As the final trading day of 2025 draws to a close, America's banking giants have something rare to celebrate: a second consecutive year of beating the broader market. The nation's six largest banks have collectively added $600 billion in market value this year, a stunning turnaround that few would have predicted after the regional banking crisis that shook the industry just two years ago.
Citigroup's Remarkable Transformation
Leading the pack is Citigroup, whose shares have surged more than 70% in 2025—a performance that stands as the most impressive among the megabanks. The gains mark a vindication of CEO Jane Fraser's multi-year restructuring effort, which has finally begun paying dividends. For the first time since 2018, Citigroup's stock trades above its sum-of-the-parts value, suggesting investors finally believe the whole is worth more than the pieces.
"This is a bank that was written off by many investors just 18 months ago," said one veteran financial analyst. "Now it's the top performer among the big six. That's quite a statement."
Goldman Sachs Rides the Deal-Making Wave
Goldman Sachs isn't far behind, posting gains of more than 60% for the year. The investment banking powerhouse has benefited enormously from a resurgence in mergers and acquisitions activity, as well as robust trading revenues. With deal-making expected to continue accelerating into 2026, Goldman's outlook remains bright.
The S&P 500 Banks Industry Group Index has advanced 31.6% year-to-date, handily beating the broader S&P 500's 16.4% gain. Among the banks that compose the index, Citigroup, BNY Mellon, and Northern Trust have each jumped more than 35%.
A 'Goldilocks' Environment for Lenders
The banking sector's success in 2025 owes much to what analysts are calling a "Goldilocks" monetary environment. After the Federal Reserve's aggressive rate-hiking campaign in 2023 and early 2024, followed by a strategic pivot that brought three quarter-point cuts this year, interest rates have settled into a range that banks find highly favorable.
At 3.5% to 3.75%, the federal funds rate is high enough to maintain healthy net interest margins—the spread between what banks earn on loans and pay on deposits—while low enough to reignite capital markets activity. The result has been a surge in both lending profitability and fee income.
"After two years of aggressive monetary tightening followed by a strategic pivot, the nation's largest financial institutions have navigated the transition into a new, moderate-rate environment with remarkable skill."
— Banking Industry Report, December 2025
Deregulation Provides a Tailwind
The Trump administration's efforts to ease financial regulations have provided an additional boost. Relaxed trading and lending rules have allowed banks to deploy capital more aggressively, while reduced compliance costs have flowed directly to the bottom line.
JPMorgan Chase, the nation's largest bank by assets, continues to command a premium valuation, reflecting its dominant market position across retail banking, investment banking, and asset management. Bank of America and Wells Fargo have also posted solid gains, though they've trailed their more investment-banking-focused peers.

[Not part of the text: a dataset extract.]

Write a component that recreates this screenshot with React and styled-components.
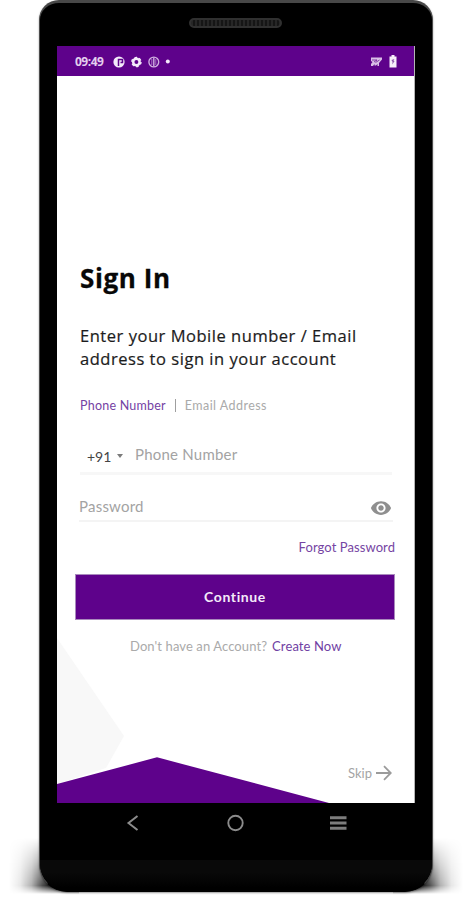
import styled, { createGlobalStyle } from "styled-components";
import { MdRemoveRedEye } from "react-icons/md";

const GlobalStyle = createGlobalStyle`
  * {
    box-sizing: border-box;
  }
  body {
    margin: 0;
    background: #ffffff;
  }
  svg {
    display: block;
    flex-shrink: 0;
  }
`;

const Page = styled.div`
  width: 469px;
  height: 900px;
  overflow: hidden;
  background: #ffffff;
  font-family: Lato, sans-serif;
  white-space: nowrap;
`;

const Stage = styled.div`
  position: relative;
  width: 394px;
  margin-left: 39px;
`;

const Shadow = styled.div`
  position: absolute;
  top: 838px;
  ${({ $side }) => $side}: -30px;
  width: 70px;
  height: 56px;
  background: linear-gradient(
    to ${({ $side }) => $side},
    #000000 0%,
    #000000 35%,
    rgba(0, 0, 0, 0.7) 52%,
    rgba(0, 0, 0, 0.3) 68%,
    rgba(0, 0, 0, 0.09) 84%,
    transparent 100%
  );
  mask-image: linear-gradient(transparent, rgba(0, 0, 0, 0.5) 45%, #000 85%, transparent);
`;

const Phone = styled.div`
  position: relative;
  display: flex;
  flex-direction: column;
  height: 892px;
  background: #000000;
  border: 1px solid #4b4b4b;
  border-top: 3px solid #484848;
  border-bottom-color: #000000;
  border-radius: 20px 20px 28px 28px;
  overflow: hidden;
  box-shadow: 0 1px 2px rgba(0, 0, 0, 0.4);
`;

const Top = styled.header`
  height: 43px;
  display: flex;
  justify-content: center;
  padding-top: 15px;
`;

const Speaker = styled.div`
  width: 93px;
  height: 10px;
  margin-right: 1px;
  border: 2px solid #303030;
  border-radius: 6px;
  background: repeating-linear-gradient(90deg, #262626 0 2px, #151515 2px 4px);
`;

const Screen = styled.main`
  position: relative;
  display: flex;
  flex-direction: column;
  width: 358px;
  height: 757px;
  margin-left: 17px;
  background: #ffffff;
  border-right: 1px solid #b5b5b5;
  flex-shrink: 0;
`;

const Backdrop = styled.svg`
  position: absolute;
  inset: 0;
`;

const Status = styled.div`
  position: relative;
  display: flex;
  align-items: center;
  height: 30px;
  padding: 1px 17px 0 18px;
  background: #5e028b;
  flex-shrink: 0;
`;

const Clock = styled.span`
  width: 38px;
  padding-top: 1px;
  font: 700 12px/14px "Open Sans", sans-serif;
  letter-spacing: -0.5px;
  color: #e3cfee;
`;

const StatusRight = styled.div`
  display: flex;
  align-items: center;
  gap: 6px;
  margin-left: auto;
`;

const Form = styled.section`
  position: relative;
  display: flex;
  flex-direction: column;
  padding: 184px 19px 0 23px;
`;

const Title = styled.h1`
  margin: 0;
  font: 700 26px/36px "Open Sans", sans-serif;
  letter-spacing: 0.6px;
  color: #080808;
  -webkit-text-stroke: 0.3px #080808;
`;

const Subtitle = styled.p`
  margin: 28px 0 0;
  font: 400 16.5px/23px "Open Sans", sans-serif;
  letter-spacing: 0.53px;
  color: #1c1c1c;
  -webkit-text-stroke: 0.2px #1c1c1c;
`;

const Tabs = styled.div`
  display: flex;
  align-items: center;
  height: 20px;
  margin-top: 25px;
`;

const Tab = styled.span`
  font-size: 12.5px;
  letter-spacing: ${({ $active }) => ($active ? "0.22px" : "0.45px")};
  color: ${({ $active }) => ($active ? "#7442a4" : "#aaaaaa")};
`;

const Divider = styled.i`
  width: 1px;
  height: 13px;
  margin: 0 9px;
  background: #9f9f9f;
`;

const PhoneField = styled.div`
  display: flex;
  align-items: center;
  width: 312px;
  height: 39px;
  margin-top: 21px;
  border-bottom: 3px solid #f7f7f7;
`;

const Prefix = styled.span`
  width: 29px;
  margin-left: 7px;
  padding-top: 4px;
  font-size: 14px;
  color: #444444;
`;

const Caret = styled.i`
  margin: 3px 12px 0 1px;
  border: 3px solid transparent;
  border-top: 4px solid #7b7b7b;
  border-bottom: 0;
`;

const Placeholder = styled.span`
  font-size: 15px;
  letter-spacing: 0.22px;
  color: #a3a3a3;
`;

const PasswordField = styled.div`
  display: flex;
  align-items: center;
  justify-content: space-between;
  width: 314px;
  height: 30px;
  margin: 17px 0 0 -1px;
  padding: 3px 1px 0 0;
  border-bottom: 2px solid #f4f4f4;

  ${Placeholder} {
    padding-bottom: 3px;
  }
`;

const Forgot = styled.a`
  align-self: flex-end;
  margin-top: 16px;
  font-size: 13px;
  line-height: 18px;
  letter-spacing: 0.08px;
  color: #7645a3;
`;

const ContinueBtn = styled.button`
  width: 320px;
  height: 46px;
  margin: 18px 0 0 -5px;
  padding: 0;
  border: 1px solid #a98abd;
  background: #5e028b;
  color: #f4ebf9;
  font: 700 14px/18px Lato, sans-serif;
  letter-spacing: 0.6px;
`;

const SignUp = styled.p`
  display: flex;
  gap: 5px;
  margin: 17px 0 0 50px;
  font-size: 13px;
  line-height: 18px;
`;

const Question = styled.span`
  color: #aaaaaa;
  letter-spacing: 0.1px;
`;

const Create = styled.a`
  color: #7041a3;
  letter-spacing: 0.1px;
`;

const Skip = styled.div`
  position: relative;
  display: flex;
  align-items: center;
  gap: 4px;
  margin: auto 22px 22px auto;
`;

const SkipText = styled.span`
  font-size: 13px;
  line-height: 16px;
  color: #a4a4a4;
`;

const Nav = styled.nav`
  display: flex;
  justify-content: space-between;
  align-items: center;
  height: 40px;
  padding: 0 85px 0 86px;
  flex-shrink: 0;
`;

const Chin = styled.div`
  flex: 1;
  margin-top: 17px;
  background: linear-gradient(#090909 0 40%, #000000 90%);
`;

function StatusBar() {
  return (
    <Status>
      <Clock>09:49</Clock>
      <svg width="57" height="14" viewBox="0 0 57 14" fill="none">
        <circle cx="6" cy="7" r="5.6" fill="#f4eafa" />
        <path d="M5.5 11V4.5h4v3H7.5" stroke="#5e028b" strokeWidth="1.5" />
        <circle cx="23.4" cy="7" r="3.2" stroke="#f4eafa" strokeWidth="2.5" />
        <circle
          cx="23.4"
          cy="7"
          r="4.6"
          stroke="#f4eafa"
          strokeWidth="1.4"
          strokeDasharray="2.6 2.2"
        />
        <circle cx="40.8" cy="7" r="4.9" stroke="#cfaee0" strokeWidth="1.4" />
        <path d="M38.8 4v6M42.8 4v6" stroke="#a673c2" />
        <path d="M40.8 2.5v9" stroke="#cfaee0" strokeWidth="1.4" />
        <circle cx="54.8" cy="6.5" r="2" fill="#f4eafa" />
      </svg>
      <StatusRight>
        <svg width="13" height="12" viewBox="0 0 13 12" fill="none">
          <path d="M1 1.5h11v2L9 7v3H7.5V8L6 9.5H4.5V8L3 10H1V8l1.5-2L1 5z" fill="#d9bfe6" />
          <path d="M2 4h5l-3 2M5.5 6.5l4-2.5" stroke="#6d1b96" strokeWidth=".8" />
        </svg>
        <svg width="8" height="13" viewBox="0 0 8 13">
          <path d="M2.5 0h3v1.5h2V12.5H.5v-11h2z" fill="#f7effb" />
          <path d="M5.4 4 2.5 5l.6 1.4h.5l-.3 3.2L5.6 6H4.5z" fill="#8d5aab" />
        </svg>
      </StatusRight>
    </Status>
  );
}

function SignInForm() {
  return (
    <Form>
      <Title>Sign In</Title>
      <Subtitle>
        Enter your Mobile number / Email
        <br />
        address to sign in your account
      </Subtitle>

      <Tabs>
        <Tab $active>Phone Number</Tab>
        <Divider />
        <Tab>Email Address</Tab>
      </Tabs>

      <PhoneField>
        <Prefix>+91</Prefix>
        <Caret />
        <Placeholder>Phone Number</Placeholder>
      </PhoneField>

      <PasswordField>
        <Placeholder>Password</Placeholder>
        <MdRemoveRedEye size={22} color="#8f8f8f" />
      </PasswordField>

      <Forgot>Forgot Password</Forgot>
      <ContinueBtn>Continue</ContinueBtn>

      <SignUp>
        <Question>Don't have an Account?</Question>
        <Create>Create Now</Create>
      </SignUp>
    </Form>
  );
}

function NavBar() {
  return (
    <Nav>
      <svg width="14" height="18" viewBox="0 0 14 18" fill="none">
        <path d="M11.5 2 2.5 9l9 7" stroke="#8b8b8b" strokeWidth="2" />
      </svg>
      <svg width="18" height="18" viewBox="0 0 18 18" fill="none">
        <circle cx="9.5" cy="9" r="7.2" stroke="#8b8b8b" strokeWidth="1.9" />
      </svg>
      <svg width="18" height="18" viewBox="0 0 18 18" fill="none">
        <path d="M1 3.7h16.5M1 9h16.5M1 14.3h16.5" stroke="#7d7d7d" strokeWidth="2.9" />
      </svg>
    </Nav>
  );
}

function App() {
  return (
    <Page>
      <GlobalStyle />
      <Stage>
        <Shadow $side="left" />
        <Shadow $side="right" />
        <Phone>
          <Top>
            <Speaker />
          </Top>
          <Screen>
            <Backdrop width="358" height="757" viewBox="0 0 358 757">
              <path d="M0 592 67 690 49 722 0 738z" fill="#f8f8f8" />
              <path d="M0 738 100 711.3 272 757H0z" fill="#5e028b" />
            </Backdrop>
            <StatusBar />
            <SignInForm />
            <Skip>
              <SkipText>Skip</SkipText>
              <svg width="16" height="16" viewBox="0 0 16 16" fill="none">
                <path d="M0 8h14.5M8 1.2 14.8 8 8 14.8" stroke="#9b9b9b" strokeWidth="1.8" />
              </svg>
            </Skip>
          </Screen>
          <NavBar />
          <Chin />
        </Phone>
      </Stage>
    </Page>
  );
}

export default App;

Economic Tailwinds Support the Sector
The broader economic picture has also worked in the banks' favor. GDP expanded at an annualized rate of 4.3% in the third quarter of 2025, exceeding the previous quarter's 3.8% growth. Strong consumer spending and business investment have kept loan demand healthy, while credit quality has remained surprisingly resilient despite the elevated rate environment.
The unemployment rate, while higher than it was at the start of the year at 4.6%, remains historically low. Default rates on consumer and commercial loans have ticked up only modestly, falling well short of the surge many economists had feared.
What Lies Ahead for 2026
Looking forward, bank executives remain cautiously optimistic. J.P. Morgan Global Research has published a 2026 outlook that includes a 35% probability of a U.S. and global recession—elevated but not alarming. Meanwhile, Morgan Stanley's equity outlook argues the bull market may continue, supported by further rate cuts and other tailwinds.
For investors who stayed the course through the turmoil of 2023, the past two years have been richly rewarding. The financial sector's $600 billion gain stands as a testament to the resilience of America's banking system—and a reminder that even the most battered sectors can stage remarkable comebacks.